Bakkie

‘Hoe gaat het?’ Ik stel me voor dat mijn samengeknepen stem het gemalen vlees is en mijn telefoon de vulmachine. Aan de andere kant ontstaat een slinger van worstjes. ‘Slecht, zoals altijd,’ zegt M., ‘dus eigenlijk gaat het wel prima.’ Dit antwoord verrast mij niet. M. geeft er de voorkeur aan om eerlijk of, zo je wil, bot te zijn, ook als dat betekent dat hij vivisectie moet plegen op zijn eigen gemoedstoestand.

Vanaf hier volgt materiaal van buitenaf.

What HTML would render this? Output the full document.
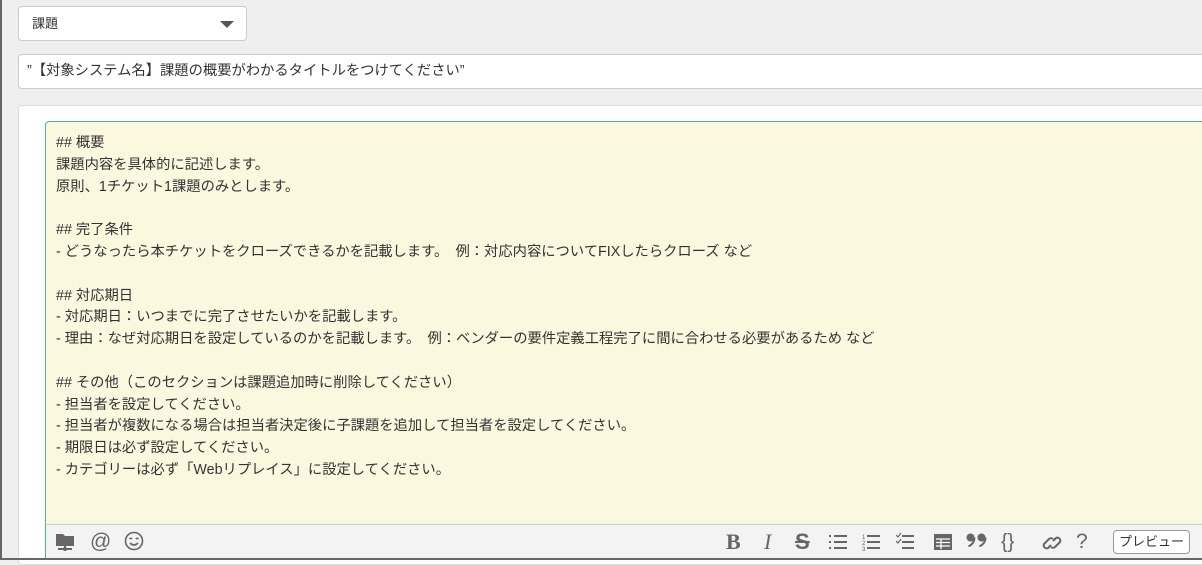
<!DOCTYPE html>
<html><head><meta charset="utf-8"><style>
*{box-sizing:border-box;margin:0;padding:0}
body{width:1202px;height:560px;background:#efefef;font-family:"Liberation Sans","Noto Sans CJK JP",sans-serif;color:#333;position:relative;overflow:hidden}
.bl{position:absolute;left:0;top:0;width:2px;height:560px;background:#666;z-index:9}
.bb{position:absolute;left:0;top:558px;width:1202px;height:2px;background:#666;z-index:9}
.sel{position:absolute;left:18px;top:6px;width:229px;height:35px;background:#fff;border:1px solid #ccc;border-radius:4px;font-size:13px;line-height:33px;padding-left:13px}
.sel:after{content:"";position:absolute;right:12px;top:14px;border-left:7px solid transparent;border-right:7px solid transparent;border-top:7px solid #555}
.title{position:absolute;left:18px;top:54px;width:1190px;height:35px;background:#fff;border:1px solid #ccc;border-radius:4px;font-size:14.3px;line-height:33px;padding-left:8px}
.panel{position:absolute;left:18px;top:105px;width:1200px;height:460px;background:#fff;border:1px solid #ddd;border-radius:4px}
.ta{position:absolute;left:45px;top:121px;width:1160px;height:404px;background:#faf8df;border:1px solid #4db38e;border-bottom:1px solid #ccc;border-radius:4px 0 0 0;font-size:14.3px;line-height:21.8px;padding:11px 0 0 10px;white-space:pre}
.tb{position:absolute;left:45px;top:525px;width:1160px;height:35px;background:#f3f3f3;border-left:1px solid #4db38e}
.ic{position:absolute;top:4px;color:#666;font-size:22px;line-height:26px}
.pv{position:absolute;left:1067px;top:5px;width:77px;height:24px;border:1px solid #999;border-radius:4px;background:#fff;font-size:13px;line-height:22px;text-align:center;color:#333}
svg{position:absolute}
</style></head><body>
<div class="bl"></div><div class="bb"></div>
<div class="sel">課題</div>
<div class="title">”【対象システム名】課題の概要がわかるタイトルをつけてください”</div>
<div class="panel"></div>
<div class="ta">## 概要
課題内容を具体的に記述します。
原則、1チケット1課題のみとします。

## 完了条件
- どうなったら本チケットをクローズできるかを記載します。　例：対応内容についてFIXしたらクローズ など

## 対応期日
- 対応期日：いつまでに完了させたいかを記載します。
- 理由：なぜ対応期日を設定しているのかを記載します。　例：ベンダーの要件定義工程完了に間に合わせる必要があるため など

## その他（このセクションは課題追加時に削除してください）
- 担当者を設定してください。
- 担当者が複数になる場合は担当者決定後に子課題を追加して担当者を設定してください。
- 期限日は必ず設定してください。
- カテゴリーは必ず「Webリプレイス」に設定してください。</div>
<div class="tb">
<svg style="left:9px;top:7px" width="20" height="20" viewBox="0 0 20 20"><path d="M1 2h7l2 2h9v10H1z" fill="#666"/><path d="M10 14v3M3 17h14" stroke="#666" stroke-width="2"/><circle cx="10" cy="17" r="2" fill="#666"/></svg>
<span class="ic" style="left:44px;font-size:21px">@</span>
<svg style="left:78px;top:6px" width="20" height="20" viewBox="0 0 20 20"><circle cx="10" cy="10" r="8.5" fill="none" stroke="#666" stroke-width="1.6"/><path d="M5.5 8q1.3-1.5 2.6 0M11.9 8q1.3-1.5 2.6 0M6 12q4 4 8 0" fill="none" stroke="#666" stroke-width="1.6"/></svg>
<span class="ic" style="left:680px;font-weight:bold;font-family:'Liberation Serif',serif">B</span>
<span class="ic" style="left:718px;font-style:italic;font-family:'Liberation Serif',serif">I</span>
<span class="ic" style="left:749px;text-decoration:line-through;font-weight:bold">S</span>
<svg style="left:783px;top:9px" width="18" height="16" viewBox="0 0 18 16"><path d="M0 2h2M0 8h2M0 14h2M5 2h13M5 8h13M5 14h13" stroke="#666" stroke-width="2"/></svg>
<svg style="left:816px;top:8px" width="18" height="18" viewBox="0 0 18 18"><text x="0" y="6" font-size="6" fill="#666">1</text><text x="0" y="12" font-size="6" fill="#666">2</text><text x="0" y="18" font-size="6" fill="#666">3</text><path d="M5 3h13M5 9h13M5 15h13" stroke="#666" stroke-width="2"/></svg>
<svg style="left:850px;top:8px" width="18" height="18" viewBox="0 0 18 18"><path d="M0 2l2 2 3-4" fill="none" stroke="#666" stroke-width="1.2"/><path d="M0 8l2 2 3-4" fill="none" stroke="#666" stroke-width="1.2"/><path d="M6 3h12M6 9h12M6 15h12" stroke="#666" stroke-width="2"/></svg>
<svg style="left:888px;top:9px" width="18" height="16" viewBox="0 0 18 16"><rect x="0" y="0" width="18" height="16" fill="#666"/><path d="M2 5h14M2 8.5h14M2 12h14M7 5v10" stroke="#fff" stroke-width="1.3"/></svg>
<svg style="left:920px;top:8px" width="22" height="14" viewBox="0 0 22 14"><circle cx="4.5" cy="4.5" r="4" fill="#666"/><path d="M8.5 4.5q0 6-6 9" stroke="#666" stroke-width="2" fill="none"/><circle cx="15.5" cy="4.5" r="4" fill="#666"/><path d="M19.5 4.5q0 6-6 9" stroke="#666" stroke-width="2" fill="none"/></svg>
<span class="ic" style="left:955px;font-size:20px">{}</span>
<svg style="left:996px;top:8px" width="20" height="20" viewBox="0 0 20 20"><path d="M9 12l-3 3a3 3 0 01-4-4l5-5a3 3 0 014 0M11 8l3-3a3 3 0 014 4l-5 5a3 3 0 01-4 0" fill="none" stroke="#666" stroke-width="2"/></svg>
<span class="ic" style="left:1030px;font-size:21px">?</span>
<div class="pv">プレビュー</div>
</div>
</body></html>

“Lichtheid en zwartgalligheid streden bij hem voortdurend om voorrang, maar ze vertelden beide hetzelfde verhaal: Ik heb niks te verliezen. Ik heb alles te verliezen.”

M. was mijn huisgenoot tijdens mijn eerste jaar in Amsterdam. Aan de ronde keukentafel, in optrekkende stamppotdampen, doorspekte hij zijn verhalen met flauwe grapjes, scherpe observaties, verrassend zachte sentimenten en een flinke scheut ongezouten mening. Lichtheid en zwartgalligheid streden bij hem voortdurend om voorrang, maar ze vertelden beide hetzelfde verhaal: ‘Ik heb niks te verliezen. Ik heb alles te verliezen.’ M. streefde naar een meeslepend leven. Soms ging hij weg op zijn motor. In tijden van werkloosheid sleepte het leven hem alleen niet zo ver, maar naar een café in de buurt.

Wie werkloos is, moet in zichzelf geloven terwijl niemand anders dat schijnt te doen. De werkloze is dus verplicht optimistisch. Wanneer mensen de werkloze vragen wat hij de hele dag doet, antwoordt deze plichtmatig: ‘Ik houd de moed erin.’ Met elke sollicitatie kan de werkloze niks, en dus alles, verliezen.

Laatst twijfelde een psychiater hardop aan haar eigen noodzakelijkheid. Ze vertelde over een oude mevrouw die alleen woonde, slecht ter been was, weinig bezoek kreeg en klinisch depressief was. Kon de depressie van mevrouw het best behandeld worden met medicatie voorgeschreven door de psychiater of met een pannetje soep van de buurman? De psychiater had ontslag genomen met de nu al legendarische woorden: ‘Er is meer soep nodig.’

‘Bakkie doen?’ vraag ik aan M. Ik neem mezelf voor om vandaag de soep te zijn. Niet omdat ik een onzelfzuchtig of goed mens ben, maar omdat we allemaal soms soep nodig hebben.